As revelações recentes de um plano de golpe de Estado, no final de 2022, que envolvia a eliminação do Presidente e do Vice-Presidente eleitos e de um Ministro do Supremo Tribunal Federal assustaram o país. Já conhecíamos vários fatos que apontavam para a participação de militares em atos contrários à democracia, desde que o Coronel Mauro Cid aceitou o benefício da delação premiada. Porém, agora, as informações são mais graves, por revelarem uma articulação institucional de assalto violento ao poder.
É inevitável, nesse contexto, pensarmos mais detidamente sobre o papel das Forças Armadas em nosso país. Não podemos ser ingênuos de imaginar que o desenho institucional vigente nada tem a ver com esses fatos.
Vivemos, desde 1988, a nossa mais sólida experiência democrática. Mas, nos últimos anos, temos experimentado testes difíceis, com o crescimento de forças políticas claramente antidemocráticas, o que levou a uma verdadeira queda de braços entre elas e as instituições democráticas. É preciso reforçar instituições e procedimentos que dificultem ataques diretos à democracia.
Considero que precisamos, urgentemente, proibir a militares da ativa (a) o exercício de cargos na Administração civil e (b) a candidatura a cargos eletivos. Além disso, no caso das candidaturas, pensar uma quarentena a ser cumprida por quem vai para a inatividade.
Hoje, a Constituição permite essas duas portas gigantes para a politização das forças armadas. O art. 142, § 3º, permite ao militar exercer cargo, emprego ou função pública civil temporária, não eletiva, ainda que da administração indireta, devendo, no período de exercício, ficar “agregado ao respectivo quadro”. O art. 14, § 8º, diz que “o militar alistável é elegível”, o que só exclui o conscrito da possibilidade de se candidatar. Quem tem menos de dez anos de serviço afasta-se. Quem tem mais de dez anos de serviço afasta-se para ser candidato, indo para a inatividade, caso eleito, ou voltando para o serviço, caso não eleito. Resumindo: militares podem sair para exercer cargos comissionados ou funções temporárias na Administração civil e retornar. Podem, também, concorrer a cargos eletivos e, quando não eleitos, retornar.

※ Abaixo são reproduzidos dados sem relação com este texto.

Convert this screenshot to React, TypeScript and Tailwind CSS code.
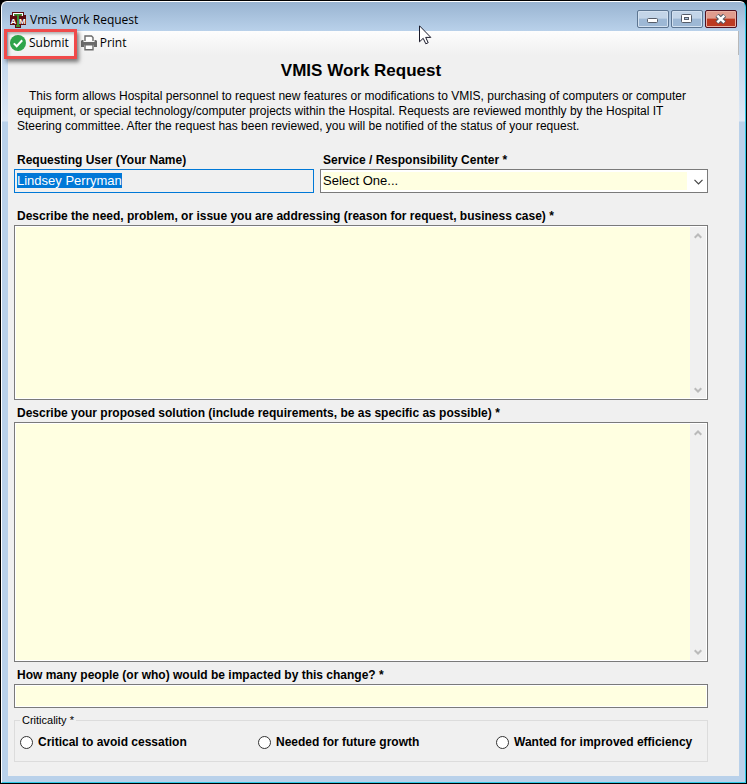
import React, {useEffect, useRef, useState} from "react"

const labelClass = "block pl-[3px] pb-px text-[12px] leading-4 font-bold text-black"

function AppLogo() {
    return (
        <svg width="16" height="16" viewBox="0 0 16 16" aria-hidden="true" className="font-['Liberation_Sans',sans-serif]">
            <path d="M2 0h12v3h2v10h-5v3H5v-3H0V3h2z" fill="#5c0d12"/>
            <path d="M3 1h10v3h-1.500V3H4.500v1H3z" fill="#fff"/>
            <path d="M4 2h8v1.500H9V13h1v2H6v-2h1V3.500H4z" fill="#3c8f2f"/>
            <text x="0.500" y="11.500" fontSize="8" fontWeight="bold" fill="#fff">A</text>
            <text x="9" y="11.500" fontSize="8" fontWeight="bold" fill="#fff">M</text>
        </svg>
    )
}

function CheckIcon() {
    return (
        <svg width="16" height="16" viewBox="0 0 16 16" aria-hidden="true">
            <circle cx="8" cy="8" r="8" fill="#2ea44a"/>
            <path d="M3.800 8.400l2.900 2.900 5.500-6" fill="none" stroke="#fff" strokeWidth="2"/>
        </svg>
    )
}

function PrinterIcon() {
    return (
        <svg width="16" height="16" viewBox="0 0 16 16" aria-hidden="true">
            <path d="M4 6V1h6.500L12 2.500V6" fill="#fff" stroke="#6a6a6a" strokeWidth="1.400"/>
            <path d="M0 6l1-1h1.500v2h11V5H15l1 1v6h-3V9.500H3V12H0z" fill="#6a6a6a"/>
            <path d="M3 7h10v2.500H3z" fill="#6a6a6a"/>
            <path d="M4 9.700h8v5H4z" fill="#fff" stroke="#6a6a6a" strokeWidth="1.400"/>
        </svg>
    )
}

function Chevron({up}: { up?: boolean }) {
    return (
        <svg width="8" height="6" viewBox="0 0 8 6" aria-hidden="true">
            <path d={up ? "M0.700 4.800L4 1.500l3.300 3.300" : "M0.700 1.200L4 4.500l3.300-3.300"} fill="none" stroke="#bababa" strokeWidth="2"/>
        </svg>
    )
}

function TitleBar() {
    const button = "flex h-[18px] w-8 items-center justify-center rounded-[2px] border border-[#5c7591] bg-linear-to-b from-[#c3d5e8] from-45% to-[#9db8d5] to-50% shadow-[inset_0_0_0_1px_#d3e1f0]"
    return (
        <div className="flex h-[29px] items-center justify-between pr-2 pl-2">
            <div className="flex items-center gap-1 pt-[6px]">
                <AppLogo/>
                <span className="text-[12px] leading-4 text-black">Vmis Work Request</span>
            </div>
            <div className="flex gap-[2px] pt-1">
                <button type="button" aria-label="Minimize" className={button}>
                    <svg width="12" height="10" viewBox="0 0 12 10"><rect x="0.5" y="4.5" width="10" height="4" rx="1" fill="#fff" stroke="#555c68"/></svg>
                </button>
                <button type="button" aria-label="Maximize" className={button}>
                    <svg width="12" height="10" viewBox="0 0 12 10">
                        <rect x="0.5" y="0.5" width="10" height="8" rx="1" fill="#fff" stroke="#555c68"/>
                        <rect x="3.5" y="3.5" width="4" height="2" fill="#a9c0d8" stroke="#555c68"/>
                    </svg>
                </button>
                <button type="button" aria-label="Close" className="flex h-[18px] w-8 items-center justify-center rounded-[2px] border border-[#4f1020] bg-linear-to-b from-[#e09c8e] from-45% to-[#bc3a22] to-50% shadow-[inset_0_0_0_1px_#e9b0a4]">
                    <svg width="12" height="10" viewBox="0 0 12 10">
                        <path d="M2 1.300l7.500 7.400M9.500 1.300L2 8.700" stroke="#555c68" strokeWidth="4.500"/>
                        <path d="M2.300 1.600l7 6.800M9.300 1.600L2.300 8.400" stroke="#fff" strokeWidth="2.500"/>
                    </svg>
                </button>
            </div>
        </div>
    )
}

function NotesBox({id, label, height}: { id: string; label: string; height: string }) {
    const [text, setText] = useState("")
    return (
        <div>
            <label htmlFor={id} className={labelClass}>{label}</label>
            <div className={"flex border border-[#7a7a7a] bg-white p-px " + height}>
                <textarea
                    id={id}
                    value={text}
                    onChange={(event) => setText(event.target.value)}
                    className="min-w-0 flex-1 resize-none bg-[#ffffe1] px-1 text-[13px] outline-none"
                />
                <div className="flex w-4 flex-col items-center justify-between bg-[#f0f0f0] pt-[6px] pb-[5px]">
                    <Chevron up/>
                    <Chevron/>
                </div>
            </div>
        </div>
    )
}

export default function App() {
    const [user, setUser] = useState("Lindsey Perryman")
    const [people, setPeople] = useState("")
    const [criticality, setCriticality] = useState("")
    const userInput = useRef<HTMLInputElement>(null)

    useEffect(() => {
        userInput.current?.focus()
        userInput.current?.select()
    }, [])

    const levels = ["Critical to avoid cessation", "Needed for future growth", "Wanted for improved efficiency"]

    return (
        <div className="flex min-h-screen bg-black font-['Open_Sans',sans-serif]">
            <div className="relative m-px flex flex-1 flex-col rounded-t-md border border-t-white border-r-[#2fc8e6] border-b-[#2fc8e6] border-l-white bg-[linear-gradient(#99b4d1_0px,#b9d1ea_29px,#dde8f5_119px,#b9d1ea_120px)] pr-[6px] pb-[6px] pl-[6px]">
                <div className="-mr-[6px] -ml-[6px]"><TitleBar/></div>
                <main className="flex-1 bg-[#f0f0f0] pb-[14px]">
                    <div className="flex h-6 items-center gap-3 border-r border-[#b8b8b8] bg-linear-to-b from-[#fdfdfd] to-[#f0f0f0] pl-[2px]">
                        <div className="relative">
                            <button type="button" className="flex items-center gap-[3px] text-[12px] leading-4">
                                <CheckIcon/>Submit
                            </button>
                            <div className="pointer-events-none absolute -top-[6px] -right-2 -bottom-2 -left-[6px] border-3 border-[#f04a4a] shadow-[2px_3px_4px_rgba(0,0,0,0.5),inset_2px_2px_3px_rgba(0,0,0,0.3)]"/>
                        </div>
                        <button type="button" className="flex items-center gap-[3px] text-[12px] leading-4">
                            <PrinterIcon/>Print
                        </button>
                    </div>

                    <form className="pr-[31px] pl-[6px] font-['Liberation_Sans',sans-serif] text-black">
                        <h1 className="pt-1 text-center text-[17px] leading-6 font-bold">VMIS Work Request</h1>
                        <p className="mt-[6px] pl-[3px] indent-3 text-[12px] leading-[15px]">
                            This form allows Hospital personnel to request new features or modifications to VMIS, purchasing of computers or computer equipment, or special technology/computer projects within the Hospital. Requests are reviewed monthly by the Hospital IT Steering committee. After the request has been reviewed, you will be notified of the status of your request.
                        </p>

                        <div className="mt-[18px] grid grid-cols-[300fr_388fr] gap-[6px]">
                            <div>
                                <label htmlFor="user" className={labelClass}>Requesting User (Your Name)</label>
                                <input
                                    id="user"
                                    ref={userInput}
                                    type="text"
                                    value={user}
                                    onChange={(event) => setUser(event.target.value)}
                                    className="block h-6 w-full border border-[#0078d7] bg-[#f0f0f0] px-[2px] pb-px text-[13px] outline-none selection:bg-[#0078d7] selection:text-white"
                                />
                            </div>
                            <div>
                                <label htmlFor="center" className={labelClass}>Service / Responsibility Center *</label>
                                <div className="relative border border-[#7a7a7a] bg-white p-[2px]">
                                    <select id="center" className="block h-[18px] w-full appearance-none bg-linear-to-l from-white from-[18px] to-[#ffffe1] to-[18px] text-[13px] leading-[18px] outline-none">
                                        <option>Select One...</option>
                                    </select>
                                    <svg className="pointer-events-none absolute top-[9px] right-1" width="9" height="6" viewBox="0 0 9 6" aria-hidden="true">
                                        <path d="M0.500 0.800l4 4 4-4" fill="none" stroke="#444" strokeWidth="1.200"/>
                                    </svg>
                                </div>
                            </div>
                        </div>

                        <div className="mt-[15px] flex flex-col gap-[5px]">
                            <NotesBox id="need" label="Describe the need, problem, or issue you are addressing (reason for request, business case) *" height="h-[175px]"/>
                            <NotesBox id="solution" label="Describe your proposed solution (include requirements, be as specific as possible) *" height="h-[240px]"/>
                            <div>
                                <label htmlFor="people" className={labelClass}>How many people (or who) would be impacted by this change? *</label>
                                <div className="border border-[#7a7a7a] bg-white p-px">
                                    <input
                                        id="people"
                                        type="text"
                                        value={people}
                                        onChange={(event) => setPeople(event.target.value)}
                                        className="block h-5 w-full bg-[#ffffe1] px-1 text-[13px] outline-none"
                                    />
                                </div>
                            </div>
                        </div>

                        <fieldset className="mt-1 border border-[#dcdcdc] pb-[11px] pl-[5px]">
                            <legend className="px-[2px] text-[11px] leading-4">Criticality *</legend>
                            <div className="grid grid-cols-[1fr_1fr_211px] pt-[6px]">
                                {levels.map((level) => (
                                    <label key={level} className="flex items-center gap-[5px] text-[12px] leading-4 font-bold">
                                        <input
                                            type="radio"
                                            name="criticality"
                                            checked={criticality === level}
                                            onChange={() => setCriticality(level)}
                                            className="size-[13px] shrink-0 appearance-none rounded-full border border-[#333] bg-white checked:border-4"
                                        />
                                        {level}
                                    </label>
                                ))}
                            </div>
                        </fieldset>
                    </form>
                </main>

                <svg className="pointer-events-none absolute top-[23px] left-[417px]" width="13" height="20" viewBox="0 0 13 20" aria-hidden="true">
                    <path d="M0.500 0.800v16l3.700-3.500 2.600 5.500 2.400-1.100-2.500-5.300h5.100z" fill="#fff" stroke="#1a1a2a"/>
                </svg>
            </div>
        </div>
    )
}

Essas duas normas não só permitem como incentivam a mistura de militares com forças políticas. Cargos comissionados são postos nos quais são colocadas pessoas de confiança. A escolha dos nomes que serão titulares de tais cargos é uma escolha política. Mergulhar um militar no cotidiano das escolhas políticas do Executivo e, depois, trazê-lo de volta para a vida militar é uma prática nociva. Mais destrutiva, ainda, é a possibilidade de retorno ao serviço de um militar que foi para um partido político, disputou a indicação, foi indicado, fez campanha eleitoral e não foi eleito. Traz uma carga muito forte do debate político-eleitoral para a instituição.
Essas normas constitucionais foram construídas em 1988, ainda sob forte tutela militar sobre o poder civil. A ditadura acabara há pouco e não era fácil, naquele contexto, desenhar as novas instituições militares, já que, para muitos, a adoção de restrições mais fortes poderia parecer um tipo de provocação. As atuais notícias sobre a participação de militares em planos de golpes mostram que precisamos evoluir no aperfeiçoamento das normas sobre essas instituições. Manter os militares em atividades essencialmente é uma forma de profissionalizar as Forças Armadas.
O monopólio da violência legítima pelo Estado é uma característica do Estado moderno. Para isso, são criadas (a) forças de segurança, que terão atuação interna, coibindo ou reprimindo crimes, e (b) forças militares, que atuarão na defesa externa do país. Agentes públicos investidos desses poderes precisam estar contidos, limitados. As preocupações com possíveis abusos de poder por quem exerce os poderes dados ao Estado devem ser redobradas quando pensamos em agentes armados.
As democracias constitucionais mais consolidadas preveem regras especificamente voltadas a garantir a supremacia do poder civil sobre o poder militar. Os Estados Unidos, por exemplo, preservam esse princípio com muito cuidado. Lá, não é nem que militar da ativa ou que esteja há menos de sete anos na reserva seja nomeado para Secretário de Defesa.
Nunca seremos uma democracia forte enquanto permitirmos algum tipo de politização das Forças Armadas. Evidentemente, a mudança dessas duas normas não funcionará como uma fórmula mágica, impedindo totalmente essa politização. Mas, é claro, também, que é necessário fechar essas portas, pois elas permitem e até incentivam a participação de militares na política e na Administração pública. Essa defesa da profissionalização deve ser tarefa de toda a sociedade e interessa, também, aos militares não golpistas. Que tenhamos a capacidade de aproveitar a conjuntura para corrigir normas e aperfeiçoar as instituições.